§ TASK DIRECTIONS: Output the material exactly, but drop every image it holds.

--*--

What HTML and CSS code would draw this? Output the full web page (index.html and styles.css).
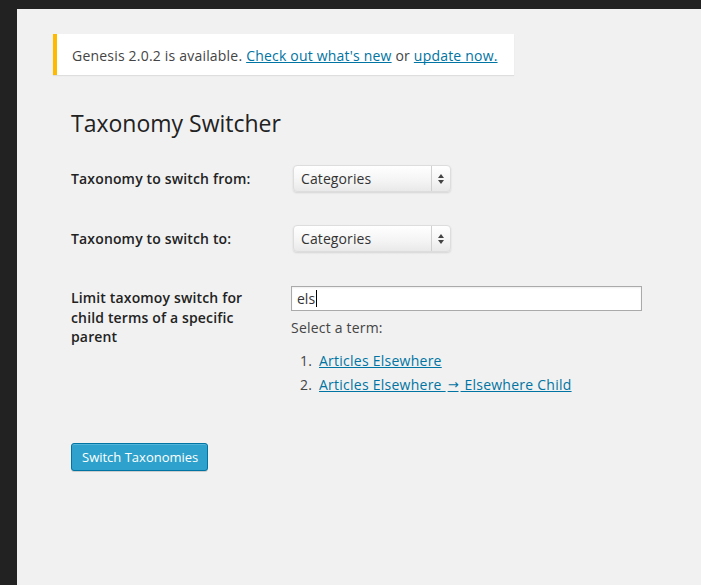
FILE: index.html
```html
<!DOCTYPE html>
<html>
<head>
<meta charset="utf-8">
<link rel="stylesheet" href="styles.css">
</head>
<body>
<div class="topbar"></div>
<div class="main">
  <aside class="sidebar"></aside>
  <div class="content">
    <div class="notice">
      <p>Genesis 2.0.2 is available. <a href="#">Check out what's new</a> or <a href="#">update now.</a></p>
    </div>
    <div class="wrap">
      <h2 class="title">Taxonomy Switcher</h2>
      <div class="row">
        <div class="label">Taxonomy to switch from:</div>
        <div class="field">
          <div class="select"><span class="select-text">Categories</span><span class="select-arrows"><span class="up"></span><span class="down"></span></span></div>
        </div>
      </div>
      <div class="row">
        <div class="label">Taxonomy to switch to:</div>
        <div class="field">
          <div class="select"><span class="select-text">Categories</span><span class="select-arrows"><span class="up"></span><span class="down"></span></span></div>
        </div>
      </div>
      <div class="row row-top">
        <div class="label label-multi">Limit taxomoy switch for child terms of a specific parent</div>
        <div class="field field-wide">
          <div class="input"><span class="input-text">els</span><span class="caret"></span></div>
          <p class="hint">Select a term:</p>
          <ol class="terms">
            <li><a href="#">Articles Elsewhere</a></li>
            <li><a href="#">Articles Elsewhere <span class="arrow">→</span> Elsewhere Child</a></li>
          </ol>
        </div>
      </div>
      <button class="button">Switch Taxonomies</button>
    </div>
  </div>
</div>
</body>
</html>
```
FILE: styles.css
```css
html, body {
  margin: 0;
  padding: 0;
  background: #f1f1f1;
}
body {
  font-family: "Open Sans", "Noto Sans", sans-serif;
  color: #444;
  font-size: 14px;
}
.topbar {
  height: 9px;
  background: #222;
}
.main {
  display: flex;
  min-height: 576px;
}
.sidebar {
  width: 17px;
  flex: none;
  background: #222;
}
.content {
  flex: 1;
  padding: 25px 0 0 36px;
}
.notice {
  width: 442px;
  background: #fff;
  border-left: 4px solid #ffba00;
  box-shadow: 0 1px 1px rgba(0,0,0,0.08);
  padding: 1px 0 0 15px;
  height: 40px;
  display: flex;
  align-items: center;
}
.notice p {
  margin: 0;
  font-size: 14px;
  letter-spacing: 0.2px;
  color: #444;
}
a {
  color: #0074a2;
  text-decoration: underline;
  text-decoration-skip-ink: none;
}
.wrap {
  padding-left: 18px;
}
.title {
  margin: 0;
  padding-top: 34px;
  font-size: 23px;
  font-weight: 400;
  line-height: 29px;
  color: #222;
}
.row {
  display: flex;
  align-items: center;
  margin-top: 27px;
}
.row + .row {
  margin-top: 33px;
}
.row-top {
  align-items: flex-start;
}
.row + .row-top {
  margin-top: 34px;
}
.label {
  width: 222px;
  flex: none;
  font-weight: 600;
  color: #222;
  line-height: 20px;
  letter-spacing: 0.15px;
}
.label-multi {
  width: 190px;
  margin-right: 30px;
  padding-top: 2px;
  line-height: 19.5px;
}
.field {
  display: flex;
  flex-direction: column;
}
.select {
  width: 156px;
  height: 25px;
  border: 1px solid #ddd;
  border-radius: 4px;
  background: linear-gradient(#fff, #f4f4f4 60%, #e9e9e9);
  box-shadow: 0 1px 2px rgba(0,0,0,0.12);
  display: flex;
  align-items: center;
  color: #333;
  font-size: 14px;
  letter-spacing: 0.1px;
}
.select-text {
  flex: 1;
  padding-left: 7px;
}
.select-arrows {
  width: 18px;
  height: 25px;
  border-left: 1px solid #d0d0d0;
  display: flex;
  flex-direction: column;
  align-items: center;
  justify-content: center;
  gap: 2px;
}
.up, .down {
  width: 0;
  height: 0;
  border-left: 3px solid transparent;
  border-right: 3px solid transparent;
}
.up {
  border-bottom: 4px solid #444;
}
.down {
  border-top: 4px solid #444;
}
.field-wide {
  width: 351px;
}
.input {
  height: 23px;
  border: 1px solid #aaa;
  background: #fff;
  box-shadow: inset 0 1px 2px rgba(0,0,0,0.07);
  display: flex;
  align-items: center;
  padding-left: 5px;
  color: #333;
  font-size: 14px;
}
.caret {
  width: 1px;
  height: 17px;
  background: #000;
  margin-left: 1px;
}
.hint {
  margin: 7px 0 0;
  line-height: 20px;
  color: #444;
  letter-spacing: 0.2px;
}
.terms {
  margin: 11px 0 0;
  padding: 0;
  list-style: none;
  counter-reset: term;
  line-height: 24px;
  color: #444;
  letter-spacing: 0.25px;
}
.terms li {
  counter-increment: term;
  display: flex;
  height: 24px;
}
.terms li::before {
  content: counter(term) ".";
  width: 19px;
  padding-left: 9px;
  flex: none;
}
.arrow {
  font-family: "DejaVu Sans", sans-serif;
  font-size: 13px;
  letter-spacing: 0;
  padding: 0 2px;
  vertical-align: 1px;
}
.button {
  margin-top: 46px;
  display: block;
  height: 28px;
  padding: 0 9px 0 10px;
  background: #2ea2cc;
  border: 1px solid #0074a2;
  border-radius: 3px;
  box-shadow: inset 0 1px 0 rgba(120,200,230,0.5), 0 1px 0 rgba(0,0,0,0.15);
  color: #fff;
  font-family: "Open Sans", "Noto Sans", sans-serif;
  font-size: 13px;
  line-height: 26px;
}
```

--*--

§ ANSWER BELOW:
What HTML and CSS code would draw this? Output the full web page (index.html and styles.css).
FILE: index.html
```html
<!DOCTYPE html>
<html>
<head>
<meta charset="utf-8">
<link rel="stylesheet" href="styles.css">
</head>
<body>
<div class="topbar"></div>
<div class="main">
  <aside class="sidebar"></aside>
  <div class="content">
    <div class="notice">
      <p>Genesis 2.0.2 is available. <a href="#">Check out what's new</a> or <a href="#">update now.</a></p>
    </div>
    <div class="wrap">
      <h2 class="title">Taxonomy Switcher</h2>
      <div class="row">
        <div class="label">Taxonomy to switch from:</div>
        <div class="field">
          <div class="select"><span class="select-text">Categories</span><span class="select-arrows"><span class="up"></span><span class="down"></span></span></div>
        </div>
      </div>
      <div class="row">
        <div class="label">Taxonomy to switch to:</div>
        <div class="field">
          <div class="select"><span class="select-text">Categories</span><span class="select-arrows"><span class="up"></span><span class="down"></span></span></div>
        </div>
      </div>
      <div class="row row-top">
        <div class="label label-multi">Limit taxomoy switch for child terms of a specific parent</div>
        <div class="field field-wide">
          <div class="input"><span class="input-text">els</span><span class="caret"></span></div>
          <p class="hint">Select a term:</p>
          <ol class="terms">
            <li><a href="#">Articles Elsewhere</a></li>
            <li><a href="#">Articles Elsewhere <span class="arrow">→</span> Elsewhere Child</a></li>
          </ol>
        </div>
      </div>
      <button class="button">Switch Taxonomies</button>
    </div>
  </div>
</div>
</body>
</html>
```
FILE: styles.css
```css
html, body {
  margin: 0;
  padding: 0;
  background: #f1f1f1;
}
body {
  font-family: "Open Sans", "Noto Sans", sans-serif;
  color: #444;
  font-size: 14px;
}
.topbar {
  height: 9px;
  background: #222;
}
.main {
  display: flex;
  min-height: 576px;
}
.sidebar {
  width: 17px;
  flex: none;
  background: #222;
}
.content {
  flex: 1;
  padding: 25px 0 0 36px;
}
.notice {
  width: 442px;
  background: #fff;
  border-left: 4px solid #ffba00;
  box-shadow: 0 1px 1px rgba(0,0,0,0.08);
  padding: 1px 0 0 15px;
  height: 40px;
  display: flex;
  align-items: center;
}
.notice p {
  margin: 0;
  font-size: 14px;
  letter-spacing: 0.2px;
  color: #444;
}
a {
  color: #0074a2;
  text-decoration: underline;
  text-decoration-skip-ink: none;
}
.wrap {
  padding-left: 18px;
}
.title {
  margin: 0;
  padding-top: 34px;
  font-size: 23px;
  font-weight: 400;
  line-height: 29px;
  color: #222;
}
.row {
  display: flex;
  align-items: center;
  margin-top: 27px;
}
.row + .row {
  margin-top: 33px;
}
.row-top {
  align-items: flex-start;
}
.row + .row-top {
  margin-top: 34px;
}
.label {
  width: 222px;
  flex: none;
  font-weight: 600;
  color: #222;
  line-height: 20px;
  letter-spacing: 0.15px;
}
.label-multi {
  width: 190px;
  margin-right: 30px;
  padding-top: 2px;
  line-height: 19.5px;
}
.field {
  display: flex;
  flex-direction: column;
}
.select {
  width: 156px;
  height: 25px;
  border: 1px solid #ddd;
  border-radius: 4px;
  background: linear-gradient(#fff, #f4f4f4 60%, #e9e9e9);
  box-shadow: 0 1px 2px rgba(0,0,0,0.12);
  display: flex;
  align-items: center;
  color: #333;
  font-size: 14px;
  letter-spacing: 0.1px;
}
.select-text {
  flex: 1;
  padding-left: 7px;
}
.select-arrows {
  width: 18px;
  height: 25px;
  border-left: 1px solid #d0d0d0;
  display: flex;
  flex-direction: column;
  align-items: center;
  justify-content: center;
  gap: 2px;
}
.up, .down {
  width: 0;
  height: 0;
  border-left: 3px solid transparent;
  border-right: 3px solid transparent;
}
.up {
  border-bottom: 4px solid #444;
}
.down {
  border-top: 4px solid #444;
}
.field-wide {
  width: 351px;
}
.input {
  height: 23px;
  border: 1px solid #aaa;
  background: #fff;
  box-shadow: inset 0 1px 2px rgba(0,0,0,0.07);
  display: flex;
  align-items: center;
  padding-left: 5px;
  color: #333;
  font-size: 14px;
}
.caret {
  width: 1px;
  height: 17px;
  background: #000;
  margin-left: 1px;
}
.hint {
  margin: 7px 0 0;
  line-height: 20px;
  color: #444;
  letter-spacing: 0.2px;
}
.terms {
  margin: 11px 0 0;
  padding: 0;
  list-style: none;
  counter-reset: term;
  line-height: 24px;
  color: #444;
  letter-spacing: 0.25px;
}
.terms li {
  counter-increment: term;
  display: flex;
  height: 24px;
}
.terms li::before {
  content: counter(term) ".";
  width: 19px;
  padding-left: 9px;
  flex: none;
}
.arrow {
  font-family: "DejaVu Sans", sans-serif;
  font-size: 13px;
  letter-spacing: 0;
  padding: 0 2px;
  vertical-align: 1px;
}
.button {
  margin-top: 46px;
  display: block;
  height: 28px;
  padding: 0 9px 0 10px;
  background: #2ea2cc;
  border: 1px solid #0074a2;
  border-radius: 3px;
  box-shadow: inset 0 1px 0 rgba(120,200,230,0.5), 0 1px 0 rgba(0,0,0,0.15);
  color: #fff;
  font-family: "Open Sans", "Noto Sans", sans-serif;
  font-size: 13px;
  line-height: 26px;
}
```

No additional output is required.